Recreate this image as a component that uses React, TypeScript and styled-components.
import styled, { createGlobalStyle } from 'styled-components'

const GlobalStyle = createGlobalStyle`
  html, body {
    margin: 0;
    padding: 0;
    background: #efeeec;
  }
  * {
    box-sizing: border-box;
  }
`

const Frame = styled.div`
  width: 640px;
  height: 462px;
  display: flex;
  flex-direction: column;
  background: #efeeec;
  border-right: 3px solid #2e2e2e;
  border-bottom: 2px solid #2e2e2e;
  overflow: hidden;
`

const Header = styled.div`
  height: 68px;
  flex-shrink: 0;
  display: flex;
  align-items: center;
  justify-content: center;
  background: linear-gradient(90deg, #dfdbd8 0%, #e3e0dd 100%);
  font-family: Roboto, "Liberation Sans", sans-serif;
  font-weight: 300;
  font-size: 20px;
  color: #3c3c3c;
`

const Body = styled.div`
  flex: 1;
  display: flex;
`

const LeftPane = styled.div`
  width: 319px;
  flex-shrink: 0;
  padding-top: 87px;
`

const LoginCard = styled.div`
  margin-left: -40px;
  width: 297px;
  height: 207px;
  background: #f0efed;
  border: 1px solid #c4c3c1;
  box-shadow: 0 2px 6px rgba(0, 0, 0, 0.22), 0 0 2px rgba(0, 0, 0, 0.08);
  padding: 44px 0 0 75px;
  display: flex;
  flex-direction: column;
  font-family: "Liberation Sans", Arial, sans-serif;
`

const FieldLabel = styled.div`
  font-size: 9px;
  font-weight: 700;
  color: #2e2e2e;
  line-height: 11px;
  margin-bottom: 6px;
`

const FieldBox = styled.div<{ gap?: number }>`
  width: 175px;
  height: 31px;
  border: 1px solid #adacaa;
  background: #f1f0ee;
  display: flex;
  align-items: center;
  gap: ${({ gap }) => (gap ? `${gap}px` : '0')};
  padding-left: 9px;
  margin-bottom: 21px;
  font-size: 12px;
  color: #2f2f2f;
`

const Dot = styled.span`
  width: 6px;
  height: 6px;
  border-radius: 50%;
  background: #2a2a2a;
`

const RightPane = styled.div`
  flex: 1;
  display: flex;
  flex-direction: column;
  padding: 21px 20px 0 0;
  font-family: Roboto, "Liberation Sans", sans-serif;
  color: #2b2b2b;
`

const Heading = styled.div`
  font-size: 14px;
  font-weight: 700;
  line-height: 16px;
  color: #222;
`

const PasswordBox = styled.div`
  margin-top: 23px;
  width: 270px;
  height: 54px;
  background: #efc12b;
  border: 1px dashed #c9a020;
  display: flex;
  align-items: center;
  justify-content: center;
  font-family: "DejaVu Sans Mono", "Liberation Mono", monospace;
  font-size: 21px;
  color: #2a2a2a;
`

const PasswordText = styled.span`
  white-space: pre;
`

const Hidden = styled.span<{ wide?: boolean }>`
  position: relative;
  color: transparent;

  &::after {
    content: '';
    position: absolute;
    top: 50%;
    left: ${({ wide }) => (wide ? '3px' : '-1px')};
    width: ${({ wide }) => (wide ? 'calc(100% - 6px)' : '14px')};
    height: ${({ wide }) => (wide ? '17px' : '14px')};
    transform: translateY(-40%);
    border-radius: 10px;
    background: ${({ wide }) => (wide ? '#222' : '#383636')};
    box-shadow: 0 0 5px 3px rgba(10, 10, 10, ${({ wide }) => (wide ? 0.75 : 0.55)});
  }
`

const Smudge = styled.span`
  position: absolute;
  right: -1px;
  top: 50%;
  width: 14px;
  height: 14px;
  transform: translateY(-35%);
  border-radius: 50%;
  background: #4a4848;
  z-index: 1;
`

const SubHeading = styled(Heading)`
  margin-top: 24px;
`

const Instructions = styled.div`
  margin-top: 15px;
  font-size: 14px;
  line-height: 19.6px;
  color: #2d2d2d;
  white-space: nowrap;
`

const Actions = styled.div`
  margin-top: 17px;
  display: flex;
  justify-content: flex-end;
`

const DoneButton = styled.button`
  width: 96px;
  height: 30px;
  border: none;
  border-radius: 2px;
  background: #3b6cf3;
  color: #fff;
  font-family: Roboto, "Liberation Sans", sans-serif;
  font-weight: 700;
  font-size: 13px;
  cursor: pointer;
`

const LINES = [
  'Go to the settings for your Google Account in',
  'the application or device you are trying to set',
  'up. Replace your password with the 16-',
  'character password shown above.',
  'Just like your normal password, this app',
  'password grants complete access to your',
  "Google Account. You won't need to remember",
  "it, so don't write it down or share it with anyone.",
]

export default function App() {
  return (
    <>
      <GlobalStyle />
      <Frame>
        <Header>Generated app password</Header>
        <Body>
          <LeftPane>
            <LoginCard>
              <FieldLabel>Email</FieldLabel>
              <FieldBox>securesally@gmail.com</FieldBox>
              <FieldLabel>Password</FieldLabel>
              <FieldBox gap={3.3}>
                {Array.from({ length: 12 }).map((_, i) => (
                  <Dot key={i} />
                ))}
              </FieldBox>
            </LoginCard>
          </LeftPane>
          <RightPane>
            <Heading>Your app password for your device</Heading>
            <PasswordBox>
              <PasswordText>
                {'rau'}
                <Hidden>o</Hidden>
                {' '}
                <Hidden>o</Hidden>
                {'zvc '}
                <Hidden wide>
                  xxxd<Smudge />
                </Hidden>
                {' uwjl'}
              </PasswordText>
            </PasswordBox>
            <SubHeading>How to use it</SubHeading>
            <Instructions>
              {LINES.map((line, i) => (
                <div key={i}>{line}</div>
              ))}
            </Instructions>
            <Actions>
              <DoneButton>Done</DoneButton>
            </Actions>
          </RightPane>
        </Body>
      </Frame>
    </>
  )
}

..........

Quote the whole listing above, leaving nothing out.

Recreate this image as a component that uses React, TypeScript and styled-components.
import styled, { createGlobalStyle } from 'styled-components'

const GlobalStyle = createGlobalStyle`
  html, body {
    margin: 0;
    padding: 0;
    background: #efeeec;
  }
  * {
    box-sizing: border-box;
  }
`

const Frame = styled.div`
  width: 640px;
  height: 462px;
  display: flex;
  flex-direction: column;
  background: #efeeec;
  border-right: 3px solid #2e2e2e;
  border-bottom: 2px solid #2e2e2e;
  overflow: hidden;
`

const Header = styled.div`
  height: 68px;
  flex-shrink: 0;
  display: flex;
  align-items: center;
  justify-content: center;
  background: linear-gradient(90deg, #dfdbd8 0%, #e3e0dd 100%);
  font-family: Roboto, "Liberation Sans", sans-serif;
  font-weight: 300;
  font-size: 20px;
  color: #3c3c3c;
`

const Body = styled.div`
  flex: 1;
  display: flex;
`

const LeftPane = styled.div`
  width: 319px;
  flex-shrink: 0;
  padding-top: 87px;
`

const LoginCard = styled.div`
  margin-left: -40px;
  width: 297px;
  height: 207px;
  background: #f0efed;
  border: 1px solid #c4c3c1;
  box-shadow: 0 2px 6px rgba(0, 0, 0, 0.22), 0 0 2px rgba(0, 0, 0, 0.08);
  padding: 44px 0 0 75px;
  display: flex;
  flex-direction: column;
  font-family: "Liberation Sans", Arial, sans-serif;
`

const FieldLabel = styled.div`
  font-size: 9px;
  font-weight: 700;
  color: #2e2e2e;
  line-height: 11px;
  margin-bottom: 6px;
`

const FieldBox = styled.div<{ gap?: number }>`
  width: 175px;
  height: 31px;
  border: 1px solid #adacaa;
  background: #f1f0ee;
  display: flex;
  align-items: center;
  gap: ${({ gap }) => (gap ? `${gap}px` : '0')};
  padding-left: 9px;
  margin-bottom: 21px;
  font-size: 12px;
  color: #2f2f2f;
`

const Dot = styled.span`
  width: 6px;
  height: 6px;
  border-radius: 50%;
  background: #2a2a2a;
`

const RightPane = styled.div`
  flex: 1;
  display: flex;
  flex-direction: column;
  padding: 21px 20px 0 0;
  font-family: Roboto, "Liberation Sans", sans-serif;
  color: #2b2b2b;
`

const Heading = styled.div`
  font-size: 14px;
  font-weight: 700;
  line-height: 16px;
  color: #222;
`

const PasswordBox = styled.div`
  margin-top: 23px;
  width: 270px;
  height: 54px;
  background: #efc12b;
  border: 1px dashed #c9a020;
  display: flex;
  align-items: center;
  justify-content: center;
  font-family: "DejaVu Sans Mono", "Liberation Mono", monospace;
  font-size: 21px;
  color: #2a2a2a;
`

const PasswordText = styled.span`
  white-space: pre;
`

const Hidden = styled.span<{ wide?: boolean }>`
  position: relative;
  color: transparent;

  &::after {
    content: '';
    position: absolute;
    top: 50%;
    left: ${({ wide }) => (wide ? '3px' : '-1px')};
    width: ${({ wide }) => (wide ? 'calc(100% - 6px)' : '14px')};
    height: ${({ wide }) => (wide ? '17px' : '14px')};
    transform: translateY(-40%);
    border-radius: 10px;
    background: ${({ wide }) => (wide ? '#222' : '#383636')};
    box-shadow: 0 0 5px 3px rgba(10, 10, 10, ${({ wide }) => (wide ? 0.75 : 0.55)});
  }
`

const Smudge = styled.span`
  position: absolute;
  right: -1px;
  top: 50%;
  width: 14px;
  height: 14px;
  transform: translateY(-35%);
  border-radius: 50%;
  background: #4a4848;
  z-index: 1;
`

const SubHeading = styled(Heading)`
  margin-top: 24px;
`

const Instructions = styled.div`
  margin-top: 15px;
  font-size: 14px;
  line-height: 19.6px;
  color: #2d2d2d;
  white-space: nowrap;
`

const Actions = styled.div`
  margin-top: 17px;
  display: flex;
  justify-content: flex-end;
`

const DoneButton = styled.button`
  width: 96px;
  height: 30px;
  border: none;
  border-radius: 2px;
  background: #3b6cf3;
  color: #fff;
  font-family: Roboto, "Liberation Sans", sans-serif;
  font-weight: 700;
  font-size: 13px;
  cursor: pointer;
`

const LINES = [
  'Go to the settings for your Google Account in',
  'the application or device you are trying to set',
  'up. Replace your password with the 16-',
  'character password shown above.',
  'Just like your normal password, this app',
  'password grants complete access to your',
  "Google Account. You won't need to remember",
  "it, so don't write it down or share it with anyone.",
]

export default function App() {
  return (
    <>
      <GlobalStyle />
      <Frame>
        <Header>Generated app password</Header>
        <Body>
          <LeftPane>
            <LoginCard>
              <FieldLabel>Email</FieldLabel>
              <FieldBox>securesally@gmail.com</FieldBox>
              <FieldLabel>Password</FieldLabel>
              <FieldBox gap={3.3}>
                {Array.from({ length: 12 }).map((_, i) => (
                  <Dot key={i} />
                ))}
              </FieldBox>
            </LoginCard>
          </LeftPane>
          <RightPane>
            <Heading>Your app password for your device</Heading>
            <PasswordBox>
              <PasswordText>
                {'rau'}
                <Hidden>o</Hidden>
                {' '}
                <Hidden>o</Hidden>
                {'zvc '}
                <Hidden wide>
                  xxxd<Smudge />
                </Hidden>
                {' uwjl'}
              </PasswordText>
            </PasswordBox>
            <SubHeading>How to use it</SubHeading>
            <Instructions>
              {LINES.map((line, i) => (
                <div key={i}>{line}</div>
              ))}
            </Instructions>
            <Actions>
              <DoneButton>Done</DoneButton>
            </Actions>
          </RightPane>
        </Body>
      </Frame>
    </>
  )
}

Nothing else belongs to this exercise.